Lo ho sempre considerato un momento intimo, su cui avrei voluto forse speculare, ma non ho mai osato chiedere più di tanto, se non chi era presente in casa, le nonne, qualche vicina…

Un tempo, almeno nelle località in cui non c’era un ospedale, si nasceva in casa, nella propria casa, con l’assistenza di un’ostetrica, era certamente un evento più tradizionale, che coinvolgeva l’intera famiglia, con tutte le conseguenze che poteva comportare, dal punto di vista di rilevare o meno dei problemi anche lievi, ma risolvibili, che so, una displasia, un ittero… Non intendo certo fare l’apologia della nascita a domicilio, almeno se non si ha la possibilità di essere assistiti a dovere. Eppure c’è stato per qualche tempo il rimpianto per la nascita in casa, se non per il parto in se, per il fatto di dover nascere fuori dal proprio comune di origine, motivo d’orgoglio che in passato ha causato anche delle prese di posizione…

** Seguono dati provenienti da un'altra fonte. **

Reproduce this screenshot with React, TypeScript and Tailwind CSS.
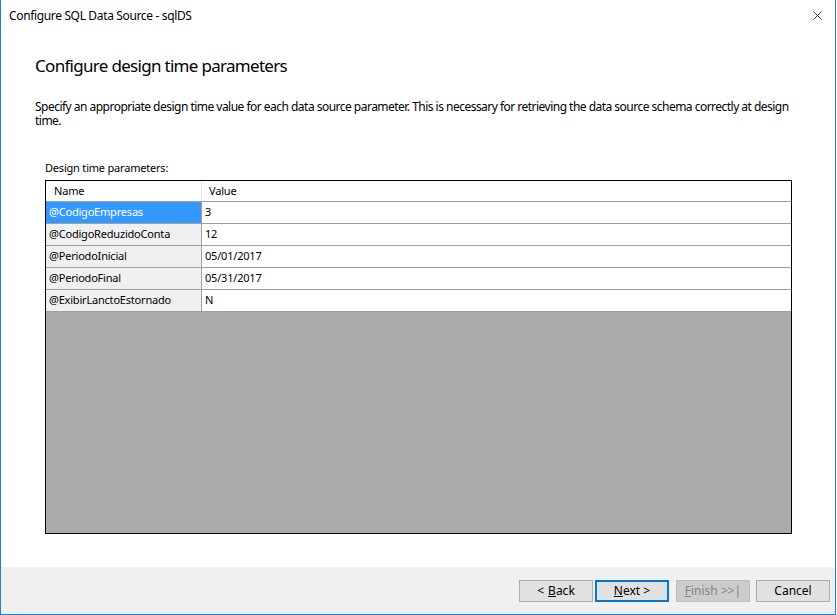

Qui in Sardegna lo scrittore Gavino Ledda contestò per lungo tempo la norma dello Stato civile che impediva di dichiarare nato nel comune di residenza dei genitori, il bambino che nasceva di fatto in un ospedale. La norma è stata leggermente modificata, ma solo in senso burocratico, di fatto non cambia la sostanza (l’atto si registra nel comune di residenza, ma si indica il comune del parto).

Potrebbe aprirsi qui il lungo discorso del concepimento, che nel medioevo a Firenze contava l’età di una persona da quel momento (a conceptione) piuttosto che dalla nascita, ai fini del luogo da indicare nell’atto… Certo si aprirebbero scenari anche comici. Eppure, c’è qualcosa di un po’ assurdo nel sapere che, ad esempio, nella nostra provincia, i bambini sono tutti nati in soli tre comuni, è un obbrobrio dal punto di vista culturale.

Senza tornare agli usi fiorentini, certamente si potrebbe considerare la residenza dei genitori, tenuto conto che al nono mese sei comunque compiuta/o anche dentro il grembo materno. Un’altra soluzione potrebbe essere quella di accompagnare il luogo di nascita a quello di origine.

Oggi i bambini nascono quasi tutti negli ospedali, ma questa scelta è stata graduale, forse per oltre un decennio presumibilmente cessato negli anni Ottanta, qualche madre ha scelto il parto a domicilio, così molto raro oggi.

Ci si fa prendere la mano con questi discorsi, ma esiste anche l’etica e la cultura, oggi si parla solo di soldi…

E’ bene che una persona trovi momenti per riflettere anche sull’esistenza – si spera sempre in senso positivo e sereno -, che si preoccupi di questo suo “mistero”: che se sei stato concepito a gennaio, hai probabilità di nascere a ottobre, magari alle tre di notte e di sabato. Riflettere magari sulla situazione intorno a se mentre si veniva al mondo, che poi è una delle cose più “facilmente” ricostruibili.